If everyone in Seme constituency answered the poverty mapping questions like my mother did, then Seme constituency will be considered the poorest electoral area in the entire country. Everyone knows that is not the truth, and that is why the KIHBS questionnaire goes further than ‘opinion polling’, they actually ask that they come home and confirm that you don’t have any domestic animal the way you claim, and that your kitchen hasn’t seen any fire for a week the way you responded when they asked you that questions earlier.

This is exactly what happened during the 2009 National Census where results from certain constituencies were nullified.

The Commission for Revenue Allocation (CRA) went ahead and used this data to allocate CDF funds to constituencies for the 2013/2014 FY. There is still a court battle going on these contested results, although the then Planning Minister, now Kakamega Governor, Hon. Oparanya, said that these results had since been harmonised and there should be no cause for alarm.

There is this question that IPSOS asked that was basis of this ruckus: “Does anyone in your household ever go to sleep hungry?/Does everyone in your household always get enough to eat?”

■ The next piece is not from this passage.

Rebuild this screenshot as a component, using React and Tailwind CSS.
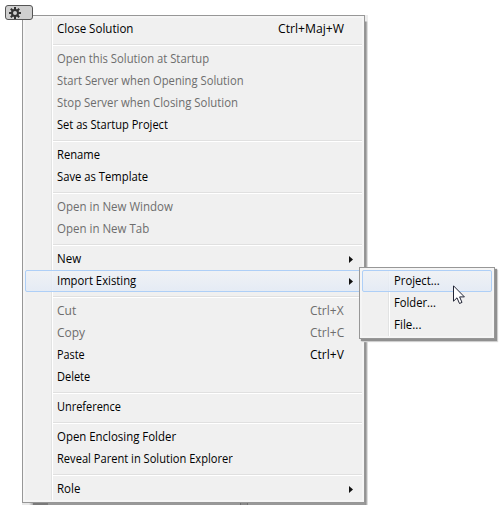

Of course! If you asked me that question with the knowledge that if I answered to the affirmative I would be enrolled to a social protection program, of course I would say that I sleep hungry every day. Everyone would. And that is why that question shouldn’t be analysed on its own. Every thoroughbred researcher will tell you that whenever they design data collection tools (quantitative or qualitative), they always sneak in one or two questions for triangulation purposes. These are questions that help the interviewer catch any inconsistencies in the responses being given.

The KIHBS 2 Survey started last week and it will run for one full year, that’s a staggering 12 months of nothing but data collection. Yet IPSOS have the balls to go into a site for four weeks and come out with skewed data and they want us to accept them?

I want to know which Ethical Review Body sanctioned this study. These people give research a bad name.

Gabriel Oguda is a policy researcher and political consultant.